America has a socialism problem, and it's bigger than most citizens realize.
When candidates aligned with the Democratic Socialists of America win Democratic party primaries, or New York Mayor Zohran Mamdani hails "the warmth of collectivism," socialism's advance is obvious.
But it's making gains in other ways, too, especially in the transformation of America's workforce — which is coming to be chiefly employed in a sector one step removed from outright government control: healthcare.
In 1990, manufacturing was the top employment sector in most states, including New York and California.
Today, healthcare is the nation's biggest employer and is No. 1 in almost every individual state — New York, California, Texas, even Pennsylvania.
When Mary Talley Bowden, the founder of Americans for Health Freedom, posted a chart on X last weekend illustrating this revolution in American labor, it went viral, garnering more than 2.5 million views and eliciting hundreds of follow-up comments.
Many noted America hasn't changed from a nation of makers into a nation of caregivers:
Healthcare employment is growing less because we're adding doctors and nurses than because we're adding far more administrators.
The health workforce contains an army of bureaucrats whose jobs are based on keeping up with government regulation.
This is the 21st-century twist on socialism:
Instead of government owning industry outright, it forces industries to remodel themselves in the shape of Washington's own bureaucracies.
Healthcare isn't the only victim of this — compliance bureaucracies and human-resources departments set up to address mountains of federal, state and local regulations have taken root everywhere.
But healthcare is special: It's not only more heavily regulated than other fields, it's tied to the massive entitlement systems of Medicare and Medicaid, and a host of lesser programs as well.
The socialists who are an increasingly powerful bloc in the Democratic Party aren't content with the slow conversion of American healthcare into a quasi-public sector, however.
They're eager to expand Medicare into "Medicare for All," and many still dream of outright nationalization of medicine, on the model of Britain's National Health Service.

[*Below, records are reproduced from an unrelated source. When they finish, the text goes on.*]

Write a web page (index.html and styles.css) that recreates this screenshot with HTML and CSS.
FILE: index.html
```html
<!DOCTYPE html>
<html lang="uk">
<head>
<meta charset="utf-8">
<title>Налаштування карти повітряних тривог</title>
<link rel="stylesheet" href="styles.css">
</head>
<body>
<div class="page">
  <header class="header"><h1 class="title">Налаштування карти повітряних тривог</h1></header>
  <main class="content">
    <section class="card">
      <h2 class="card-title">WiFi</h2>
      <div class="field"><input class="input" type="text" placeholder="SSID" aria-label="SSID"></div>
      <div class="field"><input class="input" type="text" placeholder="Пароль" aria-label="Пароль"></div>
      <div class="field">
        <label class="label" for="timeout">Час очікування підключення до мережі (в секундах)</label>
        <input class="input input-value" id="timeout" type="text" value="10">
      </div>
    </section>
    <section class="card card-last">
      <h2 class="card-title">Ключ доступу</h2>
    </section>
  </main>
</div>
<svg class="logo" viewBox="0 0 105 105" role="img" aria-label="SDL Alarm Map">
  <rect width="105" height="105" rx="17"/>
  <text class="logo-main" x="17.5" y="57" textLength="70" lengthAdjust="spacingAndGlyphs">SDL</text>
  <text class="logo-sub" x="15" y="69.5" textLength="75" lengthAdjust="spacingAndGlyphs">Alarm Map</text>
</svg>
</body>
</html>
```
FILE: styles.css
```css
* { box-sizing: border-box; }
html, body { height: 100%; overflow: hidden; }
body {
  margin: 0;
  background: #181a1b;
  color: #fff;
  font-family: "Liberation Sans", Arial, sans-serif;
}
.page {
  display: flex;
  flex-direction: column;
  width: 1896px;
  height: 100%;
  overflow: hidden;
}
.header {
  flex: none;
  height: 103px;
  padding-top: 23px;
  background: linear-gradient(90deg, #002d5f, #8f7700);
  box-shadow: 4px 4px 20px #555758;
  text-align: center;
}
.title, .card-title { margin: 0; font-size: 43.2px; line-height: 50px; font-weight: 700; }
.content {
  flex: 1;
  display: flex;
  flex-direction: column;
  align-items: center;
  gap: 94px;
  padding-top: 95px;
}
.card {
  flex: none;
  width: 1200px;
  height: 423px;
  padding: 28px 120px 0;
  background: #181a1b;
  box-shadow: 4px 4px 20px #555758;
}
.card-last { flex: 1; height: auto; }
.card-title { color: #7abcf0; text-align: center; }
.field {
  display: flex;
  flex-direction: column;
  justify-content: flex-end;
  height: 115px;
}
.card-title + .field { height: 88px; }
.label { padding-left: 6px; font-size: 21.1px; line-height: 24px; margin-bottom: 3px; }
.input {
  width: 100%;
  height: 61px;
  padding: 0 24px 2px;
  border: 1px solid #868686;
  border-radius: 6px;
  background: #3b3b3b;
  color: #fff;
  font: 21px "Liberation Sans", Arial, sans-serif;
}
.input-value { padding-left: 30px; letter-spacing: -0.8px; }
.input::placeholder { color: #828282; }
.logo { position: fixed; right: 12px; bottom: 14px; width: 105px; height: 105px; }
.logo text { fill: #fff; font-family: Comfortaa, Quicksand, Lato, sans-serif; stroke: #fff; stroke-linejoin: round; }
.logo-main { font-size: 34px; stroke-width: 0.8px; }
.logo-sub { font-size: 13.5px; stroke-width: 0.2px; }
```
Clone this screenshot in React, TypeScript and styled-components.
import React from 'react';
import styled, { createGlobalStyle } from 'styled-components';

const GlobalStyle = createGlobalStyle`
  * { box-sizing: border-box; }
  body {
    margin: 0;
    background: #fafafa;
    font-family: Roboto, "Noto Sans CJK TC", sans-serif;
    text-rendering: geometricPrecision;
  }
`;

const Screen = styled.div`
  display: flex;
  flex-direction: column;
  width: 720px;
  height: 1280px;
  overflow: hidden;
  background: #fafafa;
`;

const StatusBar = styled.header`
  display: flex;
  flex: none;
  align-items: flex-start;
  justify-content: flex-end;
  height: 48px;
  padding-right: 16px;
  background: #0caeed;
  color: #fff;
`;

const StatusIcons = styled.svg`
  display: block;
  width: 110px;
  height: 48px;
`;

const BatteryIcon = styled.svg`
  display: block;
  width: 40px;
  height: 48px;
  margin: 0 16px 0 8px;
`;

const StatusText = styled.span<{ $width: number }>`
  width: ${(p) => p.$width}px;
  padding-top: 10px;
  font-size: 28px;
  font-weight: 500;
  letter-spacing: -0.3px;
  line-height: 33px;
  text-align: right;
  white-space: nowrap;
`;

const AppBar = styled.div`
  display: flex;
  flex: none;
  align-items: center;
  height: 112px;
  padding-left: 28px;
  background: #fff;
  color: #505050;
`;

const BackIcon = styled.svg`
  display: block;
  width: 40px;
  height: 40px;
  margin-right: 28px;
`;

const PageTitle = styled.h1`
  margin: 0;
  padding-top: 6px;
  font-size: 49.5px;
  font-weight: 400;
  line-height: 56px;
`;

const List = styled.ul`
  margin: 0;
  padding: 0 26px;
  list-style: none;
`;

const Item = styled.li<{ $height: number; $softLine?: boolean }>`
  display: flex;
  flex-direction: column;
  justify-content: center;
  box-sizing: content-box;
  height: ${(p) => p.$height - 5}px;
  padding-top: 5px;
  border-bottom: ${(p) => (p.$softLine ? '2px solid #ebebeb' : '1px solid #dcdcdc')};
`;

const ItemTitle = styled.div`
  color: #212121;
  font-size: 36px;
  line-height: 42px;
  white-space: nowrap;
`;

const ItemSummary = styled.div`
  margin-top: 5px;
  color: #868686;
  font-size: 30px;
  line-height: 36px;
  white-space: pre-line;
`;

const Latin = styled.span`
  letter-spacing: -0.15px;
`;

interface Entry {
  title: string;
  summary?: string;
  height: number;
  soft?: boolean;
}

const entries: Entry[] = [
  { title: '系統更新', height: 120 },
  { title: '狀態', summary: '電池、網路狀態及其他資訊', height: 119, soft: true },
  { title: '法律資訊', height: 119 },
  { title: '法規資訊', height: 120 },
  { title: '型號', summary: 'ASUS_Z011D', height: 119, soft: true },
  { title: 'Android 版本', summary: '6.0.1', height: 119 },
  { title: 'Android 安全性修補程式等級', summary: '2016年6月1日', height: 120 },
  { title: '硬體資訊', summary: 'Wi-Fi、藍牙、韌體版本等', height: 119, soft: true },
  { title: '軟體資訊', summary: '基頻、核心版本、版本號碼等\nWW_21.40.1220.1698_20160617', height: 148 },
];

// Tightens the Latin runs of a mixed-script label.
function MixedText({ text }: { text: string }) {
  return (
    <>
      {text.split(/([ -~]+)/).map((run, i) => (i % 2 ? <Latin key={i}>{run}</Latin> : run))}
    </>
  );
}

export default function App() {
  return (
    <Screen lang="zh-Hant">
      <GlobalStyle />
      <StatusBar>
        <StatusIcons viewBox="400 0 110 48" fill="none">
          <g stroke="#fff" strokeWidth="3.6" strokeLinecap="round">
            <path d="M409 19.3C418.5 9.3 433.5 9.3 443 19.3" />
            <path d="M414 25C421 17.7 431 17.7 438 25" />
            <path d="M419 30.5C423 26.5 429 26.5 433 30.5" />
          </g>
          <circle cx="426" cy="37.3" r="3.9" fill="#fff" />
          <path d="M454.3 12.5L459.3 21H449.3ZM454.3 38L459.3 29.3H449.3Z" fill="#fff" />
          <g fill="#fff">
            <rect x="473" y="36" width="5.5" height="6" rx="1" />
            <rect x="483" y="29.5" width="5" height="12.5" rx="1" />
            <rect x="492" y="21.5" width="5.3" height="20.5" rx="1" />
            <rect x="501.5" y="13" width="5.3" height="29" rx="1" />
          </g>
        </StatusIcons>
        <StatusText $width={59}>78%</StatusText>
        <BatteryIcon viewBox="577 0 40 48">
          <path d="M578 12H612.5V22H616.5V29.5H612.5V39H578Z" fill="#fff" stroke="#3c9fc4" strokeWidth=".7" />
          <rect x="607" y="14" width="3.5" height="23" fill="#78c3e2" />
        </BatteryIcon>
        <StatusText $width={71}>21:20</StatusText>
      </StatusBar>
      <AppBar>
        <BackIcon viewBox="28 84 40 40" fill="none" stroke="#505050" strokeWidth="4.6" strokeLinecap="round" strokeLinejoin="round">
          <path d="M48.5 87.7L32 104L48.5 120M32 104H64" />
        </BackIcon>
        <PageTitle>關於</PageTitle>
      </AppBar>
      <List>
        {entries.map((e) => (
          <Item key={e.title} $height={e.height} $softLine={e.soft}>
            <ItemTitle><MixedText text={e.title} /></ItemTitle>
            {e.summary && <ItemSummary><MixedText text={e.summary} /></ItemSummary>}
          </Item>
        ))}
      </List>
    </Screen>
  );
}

Whether the takeover occurs gradually through regulation or suddenly at a stroke, the consequences of merging of healthcare and government are monumental for social values as well the economy:
Progressives see gaining power over medicine as a shortcut to winning battles over abortion, euthanasia, biological sex and gender, and much else.
And the more Americans are made dependent on government — for their health or their jobs — the less free they are to vote against the people running the system.
The Trump administration's efforts to bring back manufacturing jobs are, among other things, an attempt to restore balance and freedom to our economy.
Tariffs that stop foreign producers from flooding the American market are just a first step, one that has to be coupled with creating a competitive environment for domestic firms.
A multiplicity of domestic producers keeps prices down — and gives workers a choice of employer, as companies must compete to offer the best wages and benefits.
Workers well-paid in the private sector, whose jobs are helped by protection but not merely a byproduct of government regulation — like the growing healthcare bureaucracy — are secure enough to exercise political choice, too.
Yet too many old-guard Republicans and libertarians are so repulsed by tariffs that they fail to see how much worse the alternative is.
"Healthcare pays more than manufacturing ($39.80 vs $36.70 per hour), and ... is harder to automate/offshore," Jeremy Horpedahl, a Cato Institute adjunct scholar, notes on X in response to the chart showing healthcare's workforce dominance and manufacturing's decline.
But that's like a libertarian saying he'd rather have people employed by the federal bureaucracy than the private sector, if government jobs pay more and are domestically based.
Manufacturing isn't free from regulation, but even when tariffs are involved, it's a less government-dependent sector than healthcare is.
Horpedahl himself, like many libertarian economists, is, ironically, a government employee — a professor at the University of Central Arkansas, a public institution.
Although libertarians and old-guard Republicans are sincere in their beliefs, they're not consistent, and it often seems like there's class-consciousness involved in their disdain for manufacturing.
America isn't facing a choice between perfect, government-free capitalism and anything else.
Instead, our choice is between a new form of socialism — in which government and private-sector bureaucracy blend together and employ increasing numbers of Americans — or a freer market safeguarded by populist and nationalist politics.
Yes, the new socialism is compatible with free trade and cheap foreign goods for just the reason Horpedahl cites: those goods don't compete with domestic bureaucracy.
But friends of freedom should make no mistake, tariffs are a small price for less socialism.
A country is only as free as its workforce. Manufacturing jobs made America great and free once before, and medical bureaucracy is no substitute.